The current consequences of the enforcement of this Tennessee Masonic Code has been the GL’s of California and the District of Columbia have suspended recognition of the GL of Tennessee. The GL of Belgium was waiting for what came of our Annual Communication before making a decision. A suspension of recognition means I cannot travel to these areas and sit in lodges there. Other GL's have spanned the spectrum from fully supporting the GL of Tennessee, respecting our decision but not agreeing with it, to no comment.

No one really knows the future. My experience convinces me that this issue is forcing religion and politics into every lodge where it does not belong. This will affect every lodge across the United States, if not the world. Our membership has been declining worldwide for years and this decision can only accelerate that decline. Every organization needs young people to join and remain members if it is to survive and grow. Young men across this country who do not share this mindset will regard the Masons as an organization they wish to have no part of, because of the decisions of the GL's of Tennessee and Georgia.

More GL's may also decide to suspend recognition of the GL of Tennessee. This will lead to a patchwork of recognition and confusion.
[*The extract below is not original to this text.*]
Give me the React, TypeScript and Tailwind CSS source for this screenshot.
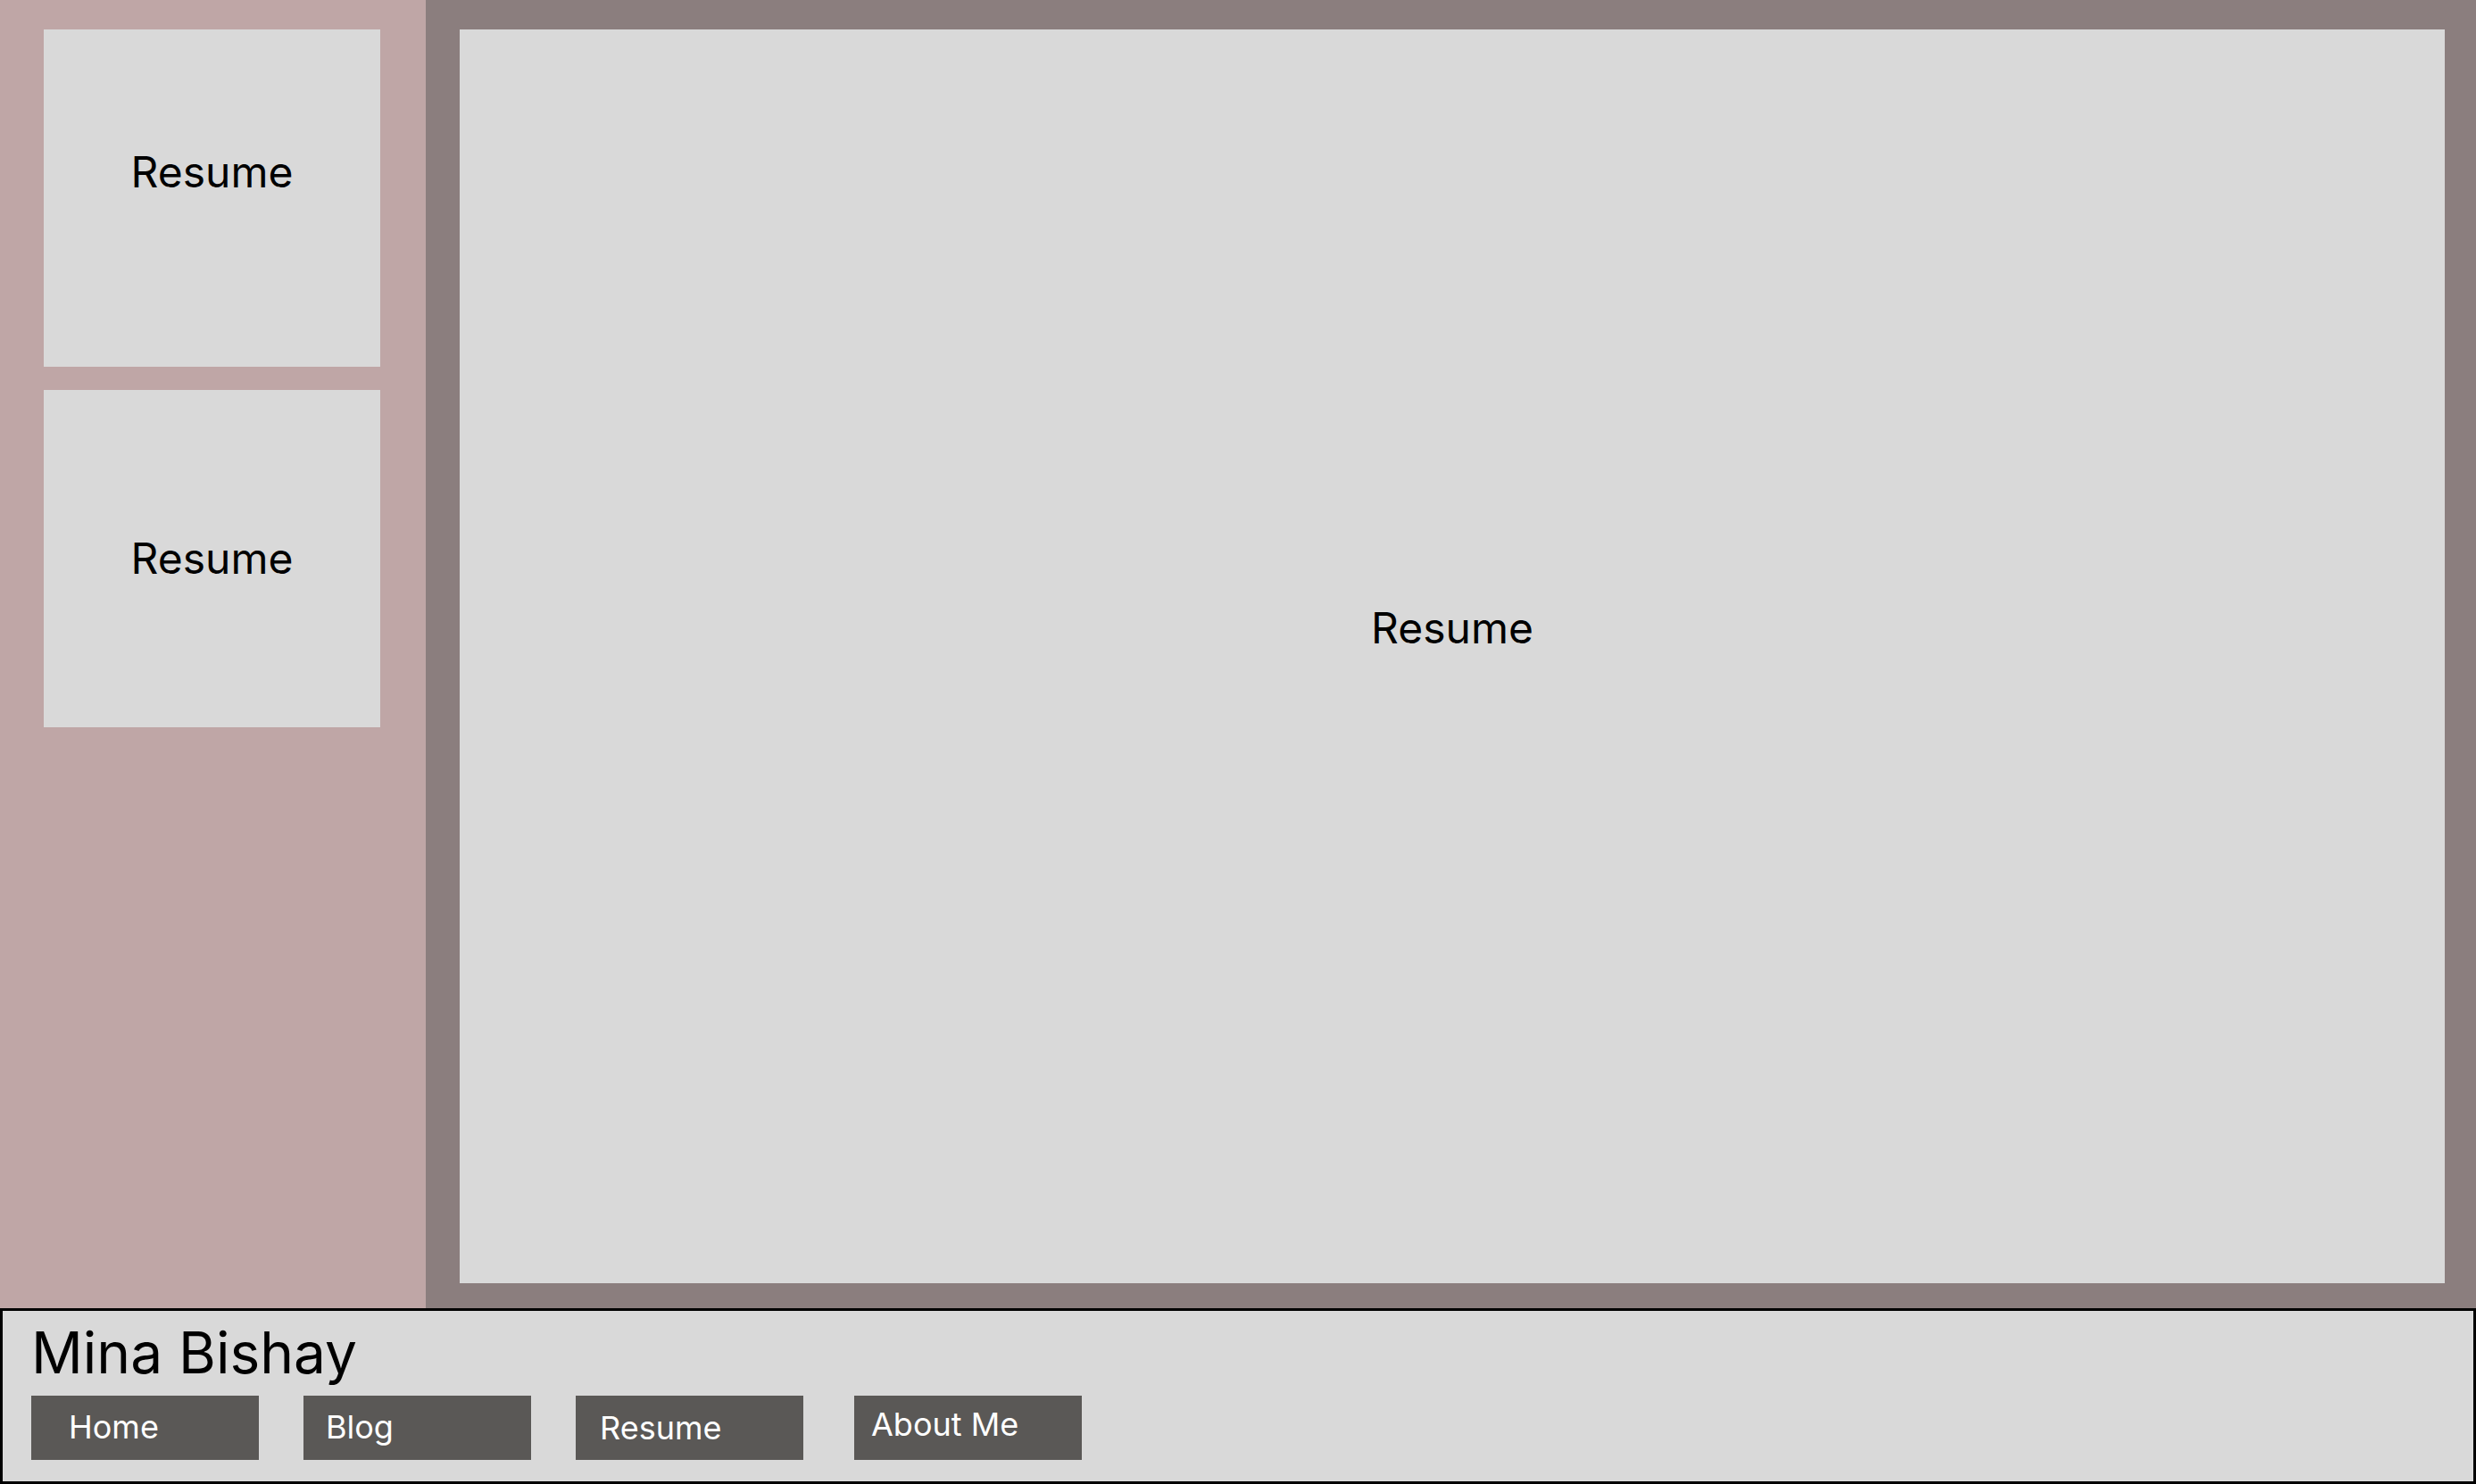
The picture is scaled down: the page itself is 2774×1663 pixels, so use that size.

What makes this worse is that it is very difficult to change this from within, because if you can become an officer of a lodge, it generally takes 4-6 years from when you "join the line" until you become the Master of the lodge. It will take 15-20 years minimum to be able to change the direction of the GL, as the older and more stalwart members have to die off to negate their votes and views.

I weep for this fraternity. I am a third-generation Mason, as my father, his father and two of my great-grandfathers were Masons before me. It saddens me beyond words to see and experience this divisiveness in an institution meant to unite men of every country, sect and opinion.